GIVEN PROBLEM. Determine the number of lines containing the word "React". Reply with it and nothing else.

======== COLLECTED DATA

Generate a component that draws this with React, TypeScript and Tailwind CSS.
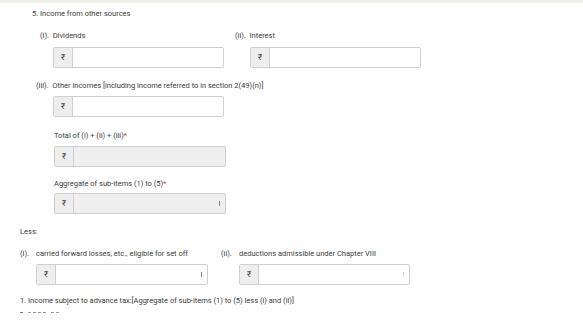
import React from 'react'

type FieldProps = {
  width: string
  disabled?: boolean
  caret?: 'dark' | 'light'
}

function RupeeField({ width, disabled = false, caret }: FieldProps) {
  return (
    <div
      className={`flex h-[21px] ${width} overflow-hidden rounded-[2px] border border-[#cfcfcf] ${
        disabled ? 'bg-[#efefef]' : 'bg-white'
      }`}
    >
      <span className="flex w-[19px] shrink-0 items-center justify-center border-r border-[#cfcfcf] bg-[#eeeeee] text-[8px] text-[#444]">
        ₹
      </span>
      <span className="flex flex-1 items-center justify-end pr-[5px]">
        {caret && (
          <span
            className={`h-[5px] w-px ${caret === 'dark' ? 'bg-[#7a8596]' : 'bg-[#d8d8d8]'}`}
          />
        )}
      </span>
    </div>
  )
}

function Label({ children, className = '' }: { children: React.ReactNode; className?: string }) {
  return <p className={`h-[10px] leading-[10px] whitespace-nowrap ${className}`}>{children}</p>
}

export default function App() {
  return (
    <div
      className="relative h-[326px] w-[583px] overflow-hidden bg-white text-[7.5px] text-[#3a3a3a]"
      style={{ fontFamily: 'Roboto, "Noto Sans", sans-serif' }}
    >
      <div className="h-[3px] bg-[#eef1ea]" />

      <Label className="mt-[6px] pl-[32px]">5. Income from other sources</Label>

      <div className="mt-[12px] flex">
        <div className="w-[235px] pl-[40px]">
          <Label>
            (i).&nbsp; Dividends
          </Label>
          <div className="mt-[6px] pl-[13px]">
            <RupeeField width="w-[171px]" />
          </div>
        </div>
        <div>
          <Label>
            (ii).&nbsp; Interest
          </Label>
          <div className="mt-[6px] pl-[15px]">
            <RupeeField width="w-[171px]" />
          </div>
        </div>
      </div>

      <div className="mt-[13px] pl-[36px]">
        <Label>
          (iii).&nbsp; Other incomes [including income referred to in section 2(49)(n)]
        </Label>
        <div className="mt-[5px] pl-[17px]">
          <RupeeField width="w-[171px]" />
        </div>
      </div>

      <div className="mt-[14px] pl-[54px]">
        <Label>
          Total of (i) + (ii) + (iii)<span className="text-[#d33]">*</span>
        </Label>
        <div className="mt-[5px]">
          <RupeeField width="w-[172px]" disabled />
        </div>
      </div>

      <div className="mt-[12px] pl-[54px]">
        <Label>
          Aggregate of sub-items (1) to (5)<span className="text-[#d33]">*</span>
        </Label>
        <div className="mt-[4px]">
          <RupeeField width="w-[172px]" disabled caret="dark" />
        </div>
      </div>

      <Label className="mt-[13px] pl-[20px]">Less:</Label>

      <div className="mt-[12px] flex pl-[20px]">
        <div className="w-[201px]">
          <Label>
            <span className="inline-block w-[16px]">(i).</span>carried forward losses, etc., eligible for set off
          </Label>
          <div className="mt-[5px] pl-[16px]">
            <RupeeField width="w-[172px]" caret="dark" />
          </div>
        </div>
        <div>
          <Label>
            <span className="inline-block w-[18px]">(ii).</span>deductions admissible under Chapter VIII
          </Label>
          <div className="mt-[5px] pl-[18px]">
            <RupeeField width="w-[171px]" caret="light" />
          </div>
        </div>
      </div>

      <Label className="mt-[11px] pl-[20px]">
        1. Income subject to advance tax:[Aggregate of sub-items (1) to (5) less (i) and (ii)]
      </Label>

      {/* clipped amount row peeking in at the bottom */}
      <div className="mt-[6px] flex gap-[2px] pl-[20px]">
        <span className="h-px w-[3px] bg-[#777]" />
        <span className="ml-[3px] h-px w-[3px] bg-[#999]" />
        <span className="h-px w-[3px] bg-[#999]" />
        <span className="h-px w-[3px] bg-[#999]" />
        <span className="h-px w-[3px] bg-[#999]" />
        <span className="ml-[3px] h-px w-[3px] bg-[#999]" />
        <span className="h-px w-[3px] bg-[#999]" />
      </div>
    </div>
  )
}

================

EXERCISE SOLUTION. 3